• **REQUIRED WORK**
Note each line where "this" appears, and copy it.

[Excerpt from a dataset]
╔══

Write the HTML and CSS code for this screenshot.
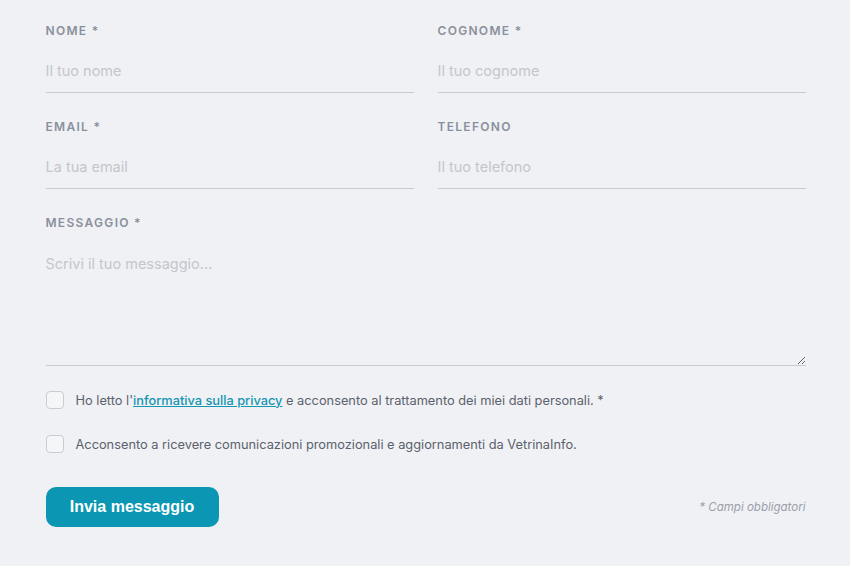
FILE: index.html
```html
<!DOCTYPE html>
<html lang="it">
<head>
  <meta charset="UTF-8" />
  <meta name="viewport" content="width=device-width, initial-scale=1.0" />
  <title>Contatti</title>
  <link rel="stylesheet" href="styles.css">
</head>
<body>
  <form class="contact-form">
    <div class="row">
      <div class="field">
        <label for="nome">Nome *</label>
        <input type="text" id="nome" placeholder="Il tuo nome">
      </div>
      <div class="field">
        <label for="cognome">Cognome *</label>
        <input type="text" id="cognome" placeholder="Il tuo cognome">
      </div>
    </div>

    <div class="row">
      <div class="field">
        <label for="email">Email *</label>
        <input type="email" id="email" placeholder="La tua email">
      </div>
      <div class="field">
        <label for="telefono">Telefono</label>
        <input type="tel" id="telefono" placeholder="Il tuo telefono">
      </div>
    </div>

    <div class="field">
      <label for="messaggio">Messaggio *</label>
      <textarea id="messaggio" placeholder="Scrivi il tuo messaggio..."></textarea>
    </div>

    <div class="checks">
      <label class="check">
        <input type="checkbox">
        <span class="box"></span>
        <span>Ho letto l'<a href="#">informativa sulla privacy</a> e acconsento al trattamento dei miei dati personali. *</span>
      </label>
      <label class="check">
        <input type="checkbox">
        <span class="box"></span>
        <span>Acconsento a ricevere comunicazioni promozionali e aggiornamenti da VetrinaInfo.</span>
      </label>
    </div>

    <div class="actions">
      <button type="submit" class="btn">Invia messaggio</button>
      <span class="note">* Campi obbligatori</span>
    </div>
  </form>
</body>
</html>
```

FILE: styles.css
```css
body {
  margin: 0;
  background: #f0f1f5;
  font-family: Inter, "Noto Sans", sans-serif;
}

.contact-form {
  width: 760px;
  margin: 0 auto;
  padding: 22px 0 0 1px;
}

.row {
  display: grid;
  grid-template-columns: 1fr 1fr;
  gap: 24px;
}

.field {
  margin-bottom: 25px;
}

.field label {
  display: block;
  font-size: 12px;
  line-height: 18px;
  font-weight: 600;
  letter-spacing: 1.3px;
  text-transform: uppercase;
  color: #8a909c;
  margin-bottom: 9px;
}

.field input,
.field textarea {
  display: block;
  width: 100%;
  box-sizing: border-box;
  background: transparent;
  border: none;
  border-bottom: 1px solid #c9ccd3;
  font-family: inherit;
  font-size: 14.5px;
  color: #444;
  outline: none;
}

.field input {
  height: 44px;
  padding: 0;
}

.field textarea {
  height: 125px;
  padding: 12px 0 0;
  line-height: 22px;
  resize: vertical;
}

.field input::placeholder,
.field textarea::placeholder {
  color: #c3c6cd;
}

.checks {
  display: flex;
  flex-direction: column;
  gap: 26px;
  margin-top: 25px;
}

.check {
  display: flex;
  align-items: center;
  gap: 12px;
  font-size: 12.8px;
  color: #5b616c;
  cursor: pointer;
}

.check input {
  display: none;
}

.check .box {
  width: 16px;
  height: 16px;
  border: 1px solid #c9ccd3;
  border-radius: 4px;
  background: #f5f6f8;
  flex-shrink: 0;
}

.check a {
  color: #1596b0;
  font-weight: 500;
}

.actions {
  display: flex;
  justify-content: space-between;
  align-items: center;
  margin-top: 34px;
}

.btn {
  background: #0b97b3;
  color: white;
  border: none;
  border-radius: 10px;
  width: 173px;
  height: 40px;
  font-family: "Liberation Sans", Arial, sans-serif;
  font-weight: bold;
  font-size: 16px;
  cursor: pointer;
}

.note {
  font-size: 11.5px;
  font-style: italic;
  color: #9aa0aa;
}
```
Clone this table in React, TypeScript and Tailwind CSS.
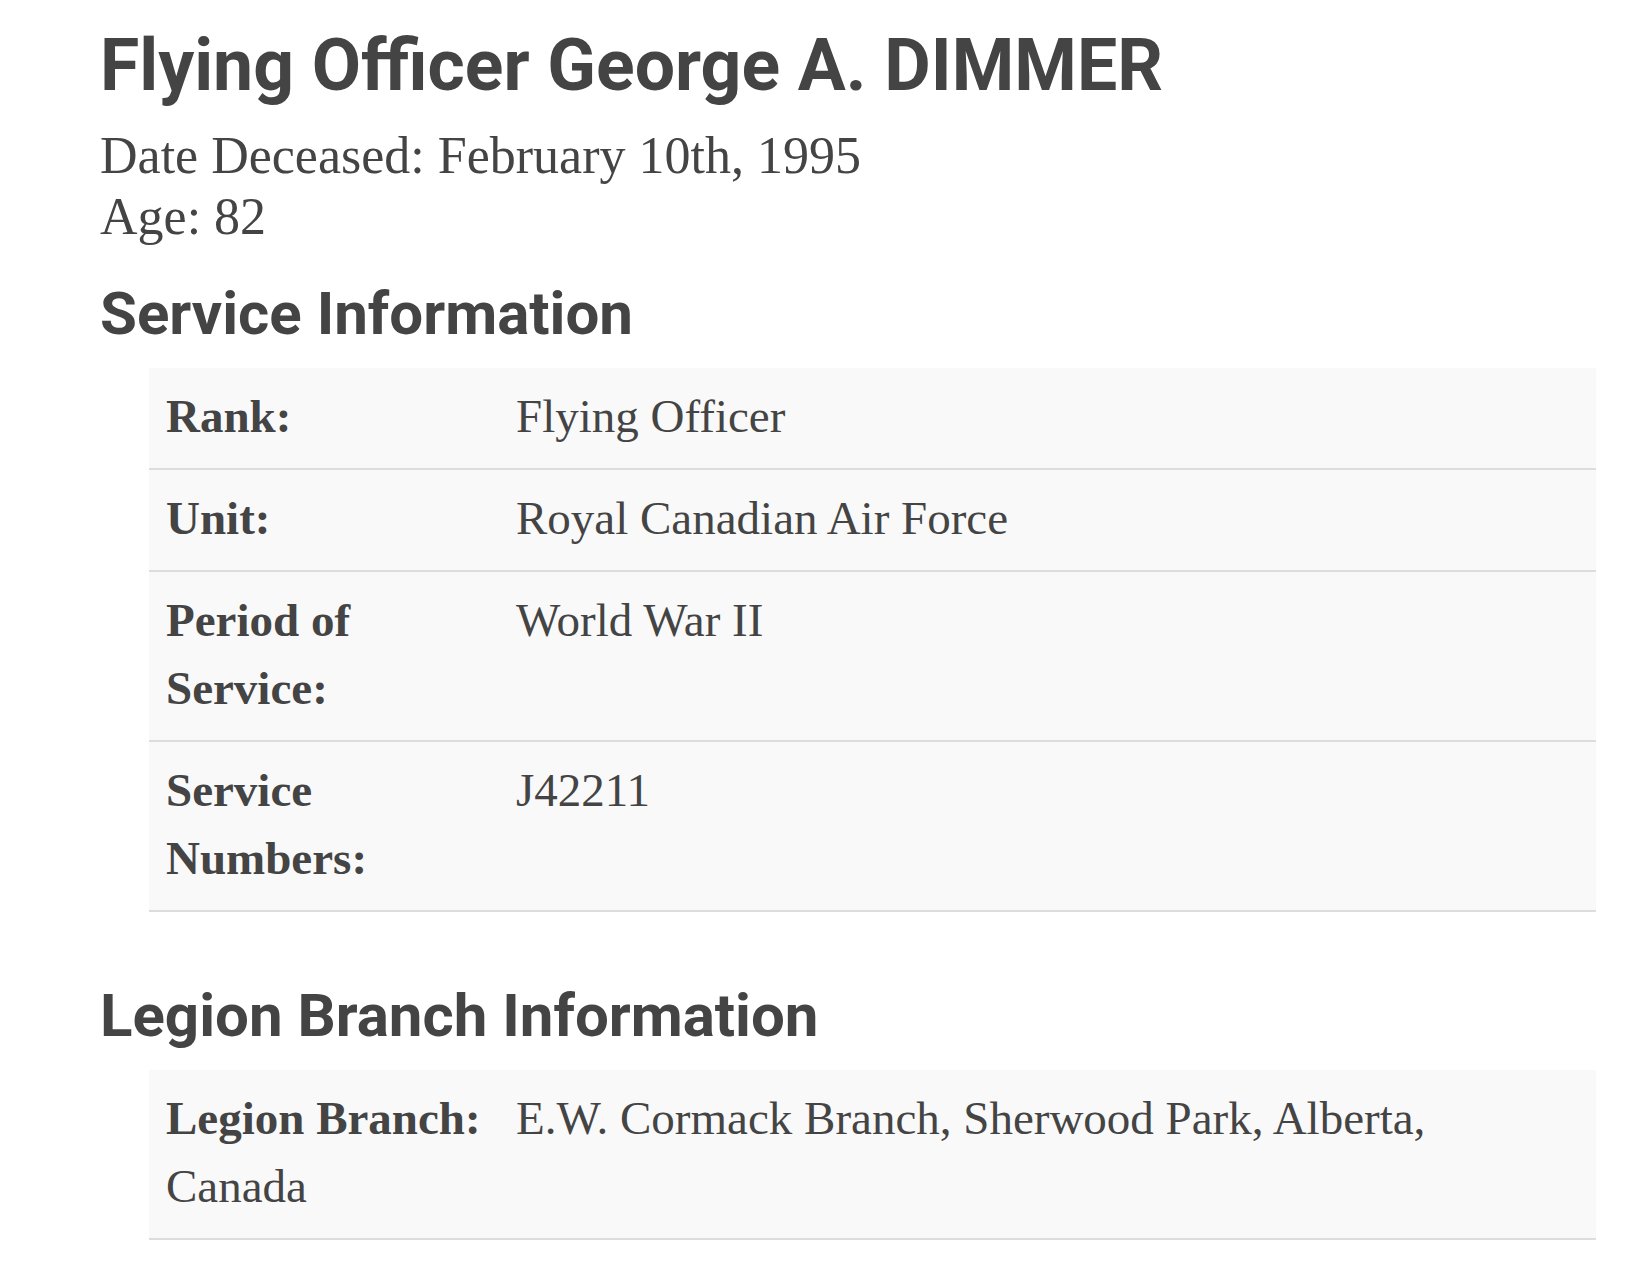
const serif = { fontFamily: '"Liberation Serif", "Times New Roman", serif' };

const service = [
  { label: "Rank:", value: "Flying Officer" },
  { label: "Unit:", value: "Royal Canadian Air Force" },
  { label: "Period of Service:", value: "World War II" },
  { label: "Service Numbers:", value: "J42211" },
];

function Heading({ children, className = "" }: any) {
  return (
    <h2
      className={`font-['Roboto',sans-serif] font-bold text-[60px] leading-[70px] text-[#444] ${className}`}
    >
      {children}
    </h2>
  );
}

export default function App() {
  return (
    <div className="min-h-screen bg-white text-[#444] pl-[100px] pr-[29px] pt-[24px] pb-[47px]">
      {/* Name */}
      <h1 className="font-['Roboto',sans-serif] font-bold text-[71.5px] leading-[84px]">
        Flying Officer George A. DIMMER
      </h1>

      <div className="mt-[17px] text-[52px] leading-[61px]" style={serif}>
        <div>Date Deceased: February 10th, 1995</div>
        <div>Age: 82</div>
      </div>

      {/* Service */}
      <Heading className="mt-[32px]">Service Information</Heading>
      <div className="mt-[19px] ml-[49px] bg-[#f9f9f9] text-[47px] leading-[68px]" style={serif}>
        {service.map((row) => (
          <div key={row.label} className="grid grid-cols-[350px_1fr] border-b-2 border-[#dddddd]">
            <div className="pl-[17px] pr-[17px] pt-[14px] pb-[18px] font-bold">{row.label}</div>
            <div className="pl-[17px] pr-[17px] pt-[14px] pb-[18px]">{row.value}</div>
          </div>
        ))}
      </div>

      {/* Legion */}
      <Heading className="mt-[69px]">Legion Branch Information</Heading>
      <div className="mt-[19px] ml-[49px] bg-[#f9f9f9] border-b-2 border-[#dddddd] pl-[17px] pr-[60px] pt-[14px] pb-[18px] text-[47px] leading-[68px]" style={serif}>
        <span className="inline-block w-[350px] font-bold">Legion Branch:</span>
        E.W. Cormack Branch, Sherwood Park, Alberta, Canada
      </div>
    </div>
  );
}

╚══

• **TASK OUTPUT**
Write the HTML and CSS code for this screenshot.
Clone this table in React, TypeScript and Tailwind CSS.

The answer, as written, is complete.